__Task__: Repeat the listing exactly as given, omitting every image.

------

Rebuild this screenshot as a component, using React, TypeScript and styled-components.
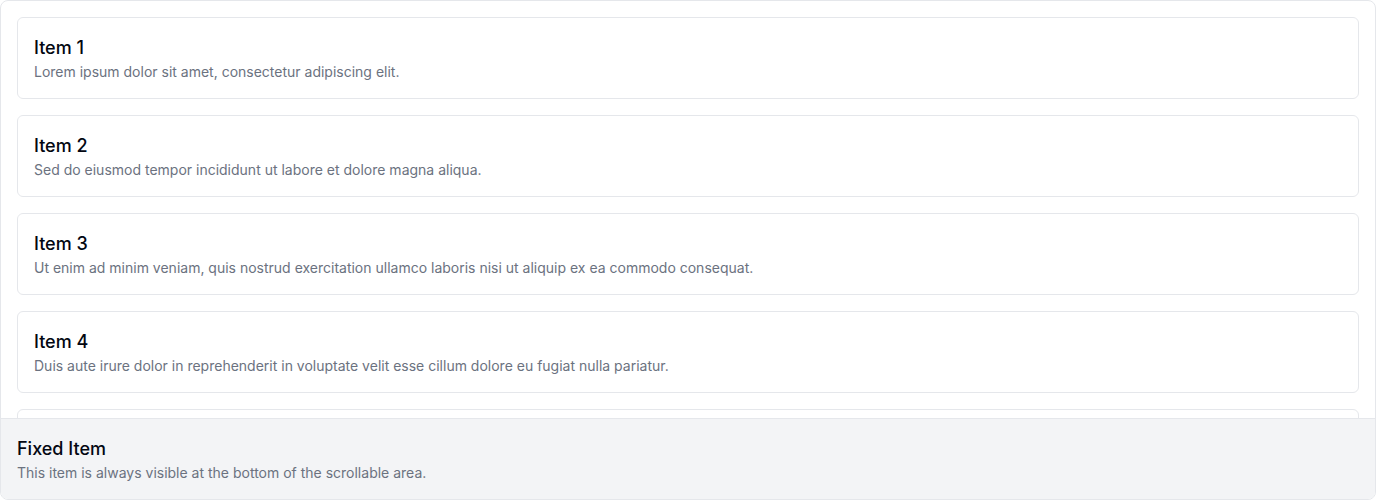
import React from "react";
import styled, { createGlobalStyle } from "styled-components";

const GlobalStyle = createGlobalStyle`
  html, body { margin: 0; padding: 0; background: #ffffff; }
  body { font-family: Inter, "Noto Sans", sans-serif; -webkit-font-smoothing: antialiased; }
  * { box-sizing: border-box; }
`;

const Frame = styled.div`
  height: 500px;
  display: flex;
  flex-direction: column;
  border: 1px solid #e5e7eb;
  border-radius: 8px;
  overflow: hidden;
  background: #ffffff;
`;

const ScrollArea = styled.div`
  flex: 1;
  min-height: 0;
  overflow: hidden;
  padding: 16px;
  display: flex;
  flex-direction: column;
  gap: 16px;
`;

const Card = styled.div`
  flex-shrink: 0;
  border: 1px solid #e5e7eb;
  border-radius: 6px;
  padding: 16px;
  background: #ffffff;
`;

const Title = styled.h3`
  margin: 0;
  font-size: 18px;
  line-height: 28px;
  font-weight: 500;
  color: #030712;
`;

const Description = styled.p`
  margin: 0;
  font-size: 14px;
  line-height: 20px;
  color: #6b7280;
`;

const Footer = styled.div`
  flex-shrink: 0;
  border-top: 1px solid #e5e7eb;
  background: #f3f4f6;
  padding: 16px;
`;

const items = [
  { title: "Item 1", text: "Lorem ipsum dolor sit amet, consectetur adipiscing elit." },
  { title: "Item 2", text: "Sed do eiusmod tempor incididunt ut labore et dolore magna aliqua." },
  { title: "Item 3", text: "Ut enim ad minim veniam, quis nostrud exercitation ullamco laboris nisi ut aliquip ex ea commodo consequat." },
  { title: "Item 4", text: "Duis aute irure dolor in reprehenderit in voluptate velit esse cillum dolore eu fugiat nulla pariatur." },
  { title: "Item 5", text: "Excepteur sint occaecat cupidatat non proident, sunt in culpa qui officia deserunt mollit anim id est laborum." },
];

export default function App() {
  return (
    <>
      <GlobalStyle />
      <Frame>
        <ScrollArea>
          {items.map((it) => (
            <Card key={it.title}>
              <Title>{it.title}</Title>
              <Description>{it.text}</Description>
            </Card>
          ))}
        </ScrollArea>
        <Footer>
          <Title>Fixed Item</Title>
          <Description>This item is always visible at the bottom of the scrollable area.</Description>
        </Footer>
      </Frame>
    </>
  );
}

------

__Response to the task__:
Rebuild this screenshot as a component, using React, TypeScript and styled-components.
import React from "react";
import styled, { createGlobalStyle } from "styled-components";

const GlobalStyle = createGlobalStyle`
  html, body { margin: 0; padding: 0; background: #ffffff; }
  body { font-family: Inter, "Noto Sans", sans-serif; -webkit-font-smoothing: antialiased; }
  * { box-sizing: border-box; }
`;

const Frame = styled.div`
  height: 500px;
  display: flex;
  flex-direction: column;
  border: 1px solid #e5e7eb;
  border-radius: 8px;
  overflow: hidden;
  background: #ffffff;
`;

const ScrollArea = styled.div`
  flex: 1;
  min-height: 0;
  overflow: hidden;
  padding: 16px;
  display: flex;
  flex-direction: column;
  gap: 16px;
`;

const Card = styled.div`
  flex-shrink: 0;
  border: 1px solid #e5e7eb;
  border-radius: 6px;
  padding: 16px;
  background: #ffffff;
`;

const Title = styled.h3`
  margin: 0;
  font-size: 18px;
  line-height: 28px;
  font-weight: 500;
  color: #030712;
`;

const Description = styled.p`
  margin: 0;
  font-size: 14px;
  line-height: 20px;
  color: #6b7280;
`;

const Footer = styled.div`
  flex-shrink: 0;
  border-top: 1px solid #e5e7eb;
  background: #f3f4f6;
  padding: 16px;
`;

const items = [
  { title: "Item 1", text: "Lorem ipsum dolor sit amet, consectetur adipiscing elit." },
  { title: "Item 2", text: "Sed do eiusmod tempor incididunt ut labore et dolore magna aliqua." },
  { title: "Item 3", text: "Ut enim ad minim veniam, quis nostrud exercitation ullamco laboris nisi ut aliquip ex ea commodo consequat." },
  { title: "Item 4", text: "Duis aute irure dolor in reprehenderit in voluptate velit esse cillum dolore eu fugiat nulla pariatur." },
  { title: "Item 5", text: "Excepteur sint occaecat cupidatat non proident, sunt in culpa qui officia deserunt mollit anim id est laborum." },
];

export default function App() {
  return (
    <>
      <GlobalStyle />
      <Frame>
        <ScrollArea>
          {items.map((it) => (
            <Card key={it.title}>
              <Title>{it.title}</Title>
              <Description>{it.text}</Description>
            </Card>
          ))}
        </ScrollArea>
        <Footer>
          <Title>Fixed Item</Title>
          <Description>This item is always visible at the bottom of the scrollable area.</Description>
        </Footer>
      </Frame>
    </>
  );
}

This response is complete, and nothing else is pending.